Three years ago Anderson was in a mainstream-sounding folk act called Backdraft: The Musical that never really picked up steam, and one year ago she was making home music videos for an audience of mostly people she knew. Then, in December, she wound up on YouTube's home page, and by February she was making enough money on iTunes sales to quit her day job and start touring the country.
She realizes that it takes more than talent to get where she is today and is understandably wary about her continued success. She wasn't in a glasses mood at a recent show and thought about wearing contacts. Probably it wouldn't matter at all, but when things are going this well, you don't screw with them. She wore her glasses.
Obviously, it's working. As she's being interviewed in a coffee shop, Anderson is recognized. The barista isn't sure at first, but eventually, after she sees the recorder and overhears something about songwriting, she decides to go in the back and play some Danielle Ate the Sandwich over the PA.
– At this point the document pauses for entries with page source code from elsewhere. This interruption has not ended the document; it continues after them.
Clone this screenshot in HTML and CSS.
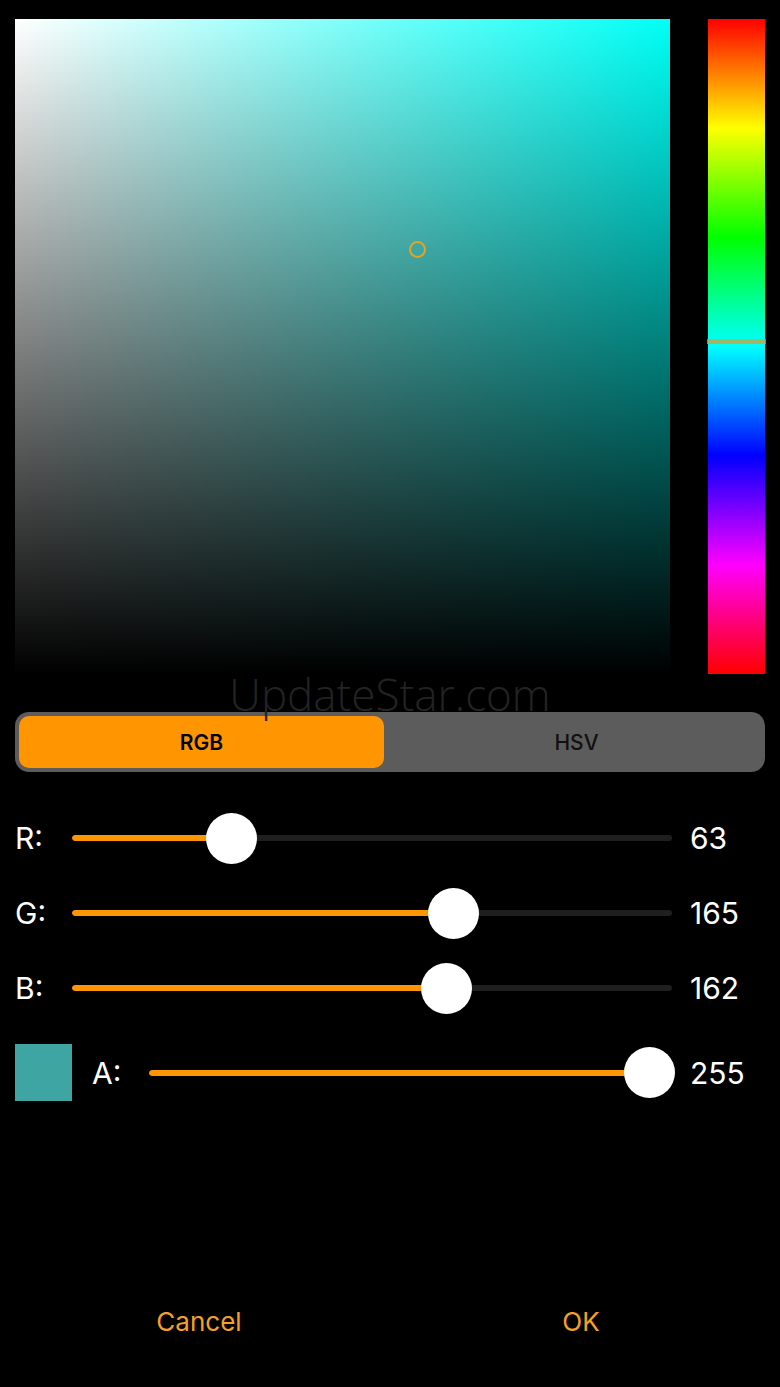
FILE: index.html
```html
<!DOCTYPE html>
<html lang="en">
<head>
<meta charset="utf-8">
<title>Color Picker</title>
<link rel="stylesheet" href="styles.css">
</head>
<body>
<div class="page">
  <div class="picker">
    <div class="sv">
      <div class="sv-cursor"></div>
    </div>
    <div class="hue">
      <div class="hue-marker"></div>
    </div>
  </div>

  <div class="seg-wrap">
    <div class="watermark">UpdateStar.com</div>
    <div class="seg">
      <div class="seg-item active">RGB</div>
      <div class="seg-item">HSV</div>
    </div>
  </div>

  <div class="rows">
    <div class="row">
      <div class="label">R:</div>
      <div class="slider" style="--p:0.247"><div class="track"><div class="fill"></div></div><div class="thumb"></div></div>
      <div class="value">63</div>
    </div>
    <div class="row">
      <div class="label">G:</div>
      <div class="slider" style="--p:0.647"><div class="track"><div class="fill"></div></div><div class="thumb"></div></div>
      <div class="value">165</div>
    </div>
    <div class="row">
      <div class="label">B:</div>
      <div class="slider" style="--p:0.635"><div class="track"><div class="fill"></div></div><div class="thumb"></div></div>
      <div class="value">162</div>
    </div>
    <div class="row row-alpha">
      <div class="swatch"></div>
      <div class="label label-a">A:</div>
      <div class="slider" style="--p:1"><div class="track"><div class="fill"></div></div><div class="thumb"></div></div>
      <div class="value">255</div>
    </div>
  </div>

  <div class="actions">
    <div class="btn">Cancel</div>
    <div class="btn">OK</div>
  </div>
</div>
</body>
</html>
```

FILE: styles.css
```css
* { box-sizing: border-box; }
html, body { margin: 0; padding: 0; background: #000; }
body {
  width: 780px;
  height: 1387px;
  overflow: hidden;
  font-family: Inter, "Liberation Sans", sans-serif;
  color: #fff;
}
.page { padding: 19px 15px 0 15px; }

.picker { display: flex; gap: 38px; }
.sv {
  position: relative;
  width: 655px;
  height: 655px;
  background:
    linear-gradient(to top, #000 0%, rgba(0,0,0,0) 100%),
    linear-gradient(to right, #fff 0%, rgba(255,255,255,0) 100%),
    #00fff6;
}
.sv-cursor {
  position: absolute;
  left: 394px;
  top: 222px;
  width: 17px;
  height: 17px;
  border: 2.5px solid #e9a318;
  border-radius: 50%;
}
.hue {
  position: relative;
  width: 57px;
  height: 655px;
  background: linear-gradient(to bottom, #ff0000 0%, #ffff00 16.67%, #00ff00 33.33%, #00ffff 50%, #0000ff 66.67%, #ff00ff 83.33%, #ff0000 100%);
}
.hue-marker {
  position: absolute;
  left: -1px;
  right: -1px;
  top: 320px;
  height: 5px;
  background: rgba(200, 165, 70, 0.8);
}

.seg-wrap { position: relative; margin-top: 38px; }
.watermark {
  position: absolute;
  left: 0;
  right: 0;
  top: -44px;
  text-align: center;
  font-family: "Open Sans", sans-serif;
  font-weight: 300;
  font-size: 44px;
  line-height: 52px;
  color: #232323;
  z-index: 2;
  pointer-events: none;
}
.seg {
  display: grid;
  grid-template-columns: 365px 1fr;
  height: 60px;
  padding: 4px;
  background: #5c5c5c;
  border-radius: 14px;
}
.seg-item {
  display: flex;
  align-items: center;
  justify-content: center;
  font-size: 21px;
  font-weight: 500;
  color: #111;
  border-radius: 10px;
  padding-left: 8px;
}
.seg-item.active {
  background: #ff9500;
  font-weight: 600;
  color: #000;
  padding-left: 0;
}

.rows {
  display: flex;
  flex-direction: column;
  gap: 23px;
  margin-top: 40px;
}
.row {
  display: flex;
  align-items: center;
  height: 52px;
}
.row-alpha { height: 57px; margin-top: 7px; }
.label {
  width: 57px;
  font-size: 30px;
  line-height: 1;
}
.label-a { margin-left: 20px; }
.swatch {
  width: 57px;
  height: 57px;
  background: rgb(63, 165, 162);
}
.slider {
  position: relative;
  flex: 1;
  height: 52px;
  display: flex;
  align-items: center;
}
.track {
  width: 100%;
  height: 6px;
  border-radius: 3px;
  background: #1f1f1f;
  overflow: hidden;
}
.fill {
  height: 100%;
  width: calc(var(--p) * (100% - 46px) + 23px);
  background: #ff9500;
  border-radius: 3px;
}
.thumb {
  position: absolute;
  top: 0.5px;
  left: calc(var(--p) * (100% - 46px) - 2.5px);
  width: 51px;
  height: 51px;
  border-radius: 50%;
  background: #fff;
}
.value {
  width: 75px;
  margin-left: 18px;
  font-size: 30px;
  line-height: 1;
}

.actions {
  display: grid;
  grid-template-columns: 1fr 1fr;
  margin: 190px -7px 0 -7px;
  height: 60px;
}
.btn {
  display: flex;
  align-items: center;
  justify-content: center;
  font-size: 26px;
  color: #f7a027;
}
```
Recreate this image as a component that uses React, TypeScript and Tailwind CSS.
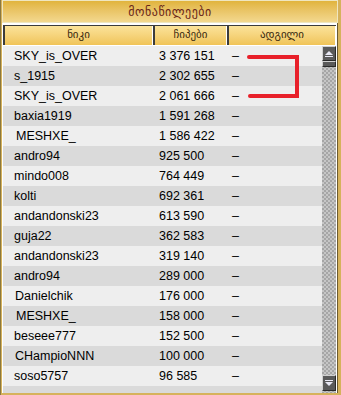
import React from "react";

const rows: [string, string, number][] = [
  ["SKY_is_OVER", "3 376 151", 0],
  ["s_1915", "2 302 655", 0],
  ["SKY_is_OVER", "2 061 666", 0],
  ["baxia1919", "1 591 268", 0],
  ["MESHXE_", "1 586 422", 2],
  ["andro94", "925 500", 0],
  ["mindo008", "764 449", 0],
  ["kolti", "692 361", 0],
  ["andandonski23", "613 590", 0],
  ["guja22", "362 583", 0],
  ["andandonski23", "319 140", 0],
  ["andro94", "289 000", 0],
  ["Danielchik", "176 000", 1],
  ["MESHXE_", "158 000", 2],
  ["beseee777", "152 500", 0],
  ["CHampioNNN", "100 000", 1],
  ["soso5757", "96 585", 0],
  ["", "", 0],
];

const font = { fontFamily: '"Liberation Sans", Arial, sans-serif' };

export default function App() {
  return (
    <div
      className="relative w-[341px] h-[395px] overflow-hidden bg-[#d6b25c] border-l border-[#8a7840] flex flex-col pr-[3px] pb-[2px] pl-[1px]"
      style={font}
    >
      {/* title bar */}
      <div className="h-[23px] shrink-0 border border-[#efe6c0] bg-gradient-to-b from-[#e1b43c] to-[#f3d88e] flex items-center justify-center">
        <span className="text-[12px] text-[#6a2618] tracking-[0.5px]" style={{ fontFamily: '"DejaVu Sans", sans-serif' }}>
          მონაწილეები
        </span>
      </div>
      {/* body */}
      <div className="flex-1 bg-white border-r border-[#6b5a30] pt-[2px] pl-[1px] pr-[1px] flex flex-col overflow-hidden">
        {/* header */}
        <div className="h-[21px] shrink-0 flex border-t border-[#3c3c3c] border-b border-b-white">
          {[
            ["ნიკი", "w-[150px]"],
            ["ჩიპები", "w-[74px]"],
            ["ადგილი", "flex-1"],
          ].map(([t, w]) => (
            <div
              key={t}
              className={`${w} h-full flex items-center justify-center bg-gradient-to-b from-[#fbe39a] to-[#f0c458] border-l-2 border-l-[#3c3c3c] border-r border-r-white`}
            >
              <span className="text-[11px] text-[#3a2a10]" style={{ fontFamily: '"DejaVu Sans", sans-serif' }}>
                {t}
              </span>
            </div>
          ))}
        </div>
        {/* rows + scrollbar */}
        <div className="flex-1 flex overflow-hidden relative">
          <div className="flex-1 flex flex-col">
            {rows.map(([n, c, off], i) => (
              <div
                key={i}
                className={`h-[20px] shrink-0 flex items-center text-[12.5px] text-black ${
                  i % 2 === 0 ? "bg-[#eeeeee]" : "bg-[#dadada]"
                }`}
              >
                <div className="w-[150px] pl-[11px]">
                  <span style={{ marginLeft: off }}>{n}</span>
                </div>
                <div className="w-[74px] pl-[6px]">{c}</div>
                <div className="flex-1 pl-[5px]">{n ? "–" : ""}</div>
              </div>
            ))}
          </div>
          {/* scrollbar */}
          <div
            className="w-[14px] shrink-0 flex flex-col justify-between bg-[#b4b4b4]"
            style={{
              backgroundImage:
                "repeating-conic-gradient(#a6a6a6 0% 25%, #c6c6c6 0% 50%)",
              backgroundSize: "4px 4px",
            }}
          >
            <div className="flex flex-col">
              <div className="h-[15px] bg-[#5a5a5a] border border-t-[#d0d0d0] border-l-[#d0d0d0] border-r-[#2a2a2a] border-b-[#2a2a2a] flex items-center justify-center">
                <svg width="8" height="6" viewBox="0 0 8 6">
                  <path d="M4 0 L8 4 L0 4 Z" fill="#e8e8f4" />
                  <rect x="0" y="5" width="8" height="1" fill="#e8e8f4" />
                </svg>
              </div>
              <div className="h-[6px] bg-[#5a5a5a] border border-t-[#d0d0d0] border-l-[#d0d0d0] border-r-[#2a2a2a] border-b-[#2a2a2a]" />
            </div>
            <div className="h-[16px] mb-[2px] bg-[#5a5a5a] border border-t-[#d0d0d0] border-l-[#d0d0d0] border-r-[#2a2a2a] border-b-[#2a2a2a] flex items-center justify-center">
              <svg width="8" height="6" viewBox="0 0 8 6">
                <rect x="0" y="0" width="8" height="1" fill="#e8e8f4" />
                <path d="M0 2 L8 2 L4 6 Z" fill="#e8e8f4" />
              </svg>
            </div>
          </div>
        </div>
      </div>
      {/* red annotation */}
      <svg className="absolute left-0 top-0 pointer-events-none" width="341" height="395">
        <path
          d="M248 57 L296 57 L296 96 L249 96"
          fill="none"
          stroke="#e8202a"
          strokeWidth="4"
          strokeLinecap="round"
          strokeLinejoin="miter"
        />
      </svg>
    </div>
  );
}
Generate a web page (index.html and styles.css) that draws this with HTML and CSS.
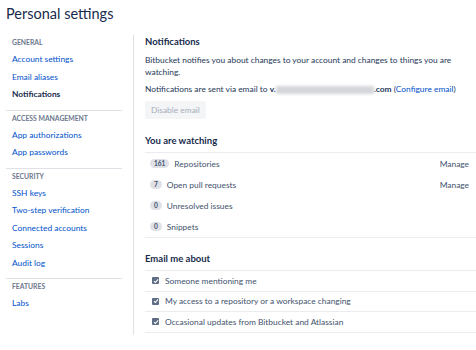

"I'm so embarrassed and flattered at the same time," Anderson says after a few seconds of shocked recognition.
The barista's roommate, it turns out, is a fan. A little later, she brings out the roommate's sunglasses and asks Anderson to sign them. They're bright-orange Wayfarer knockoffs made with dull plastic by Volcom. On the back of the frame in Sharpie, Anderson writes: "Bailey — You wasted your money on these glasses. — Danielle Ate the Sandwich."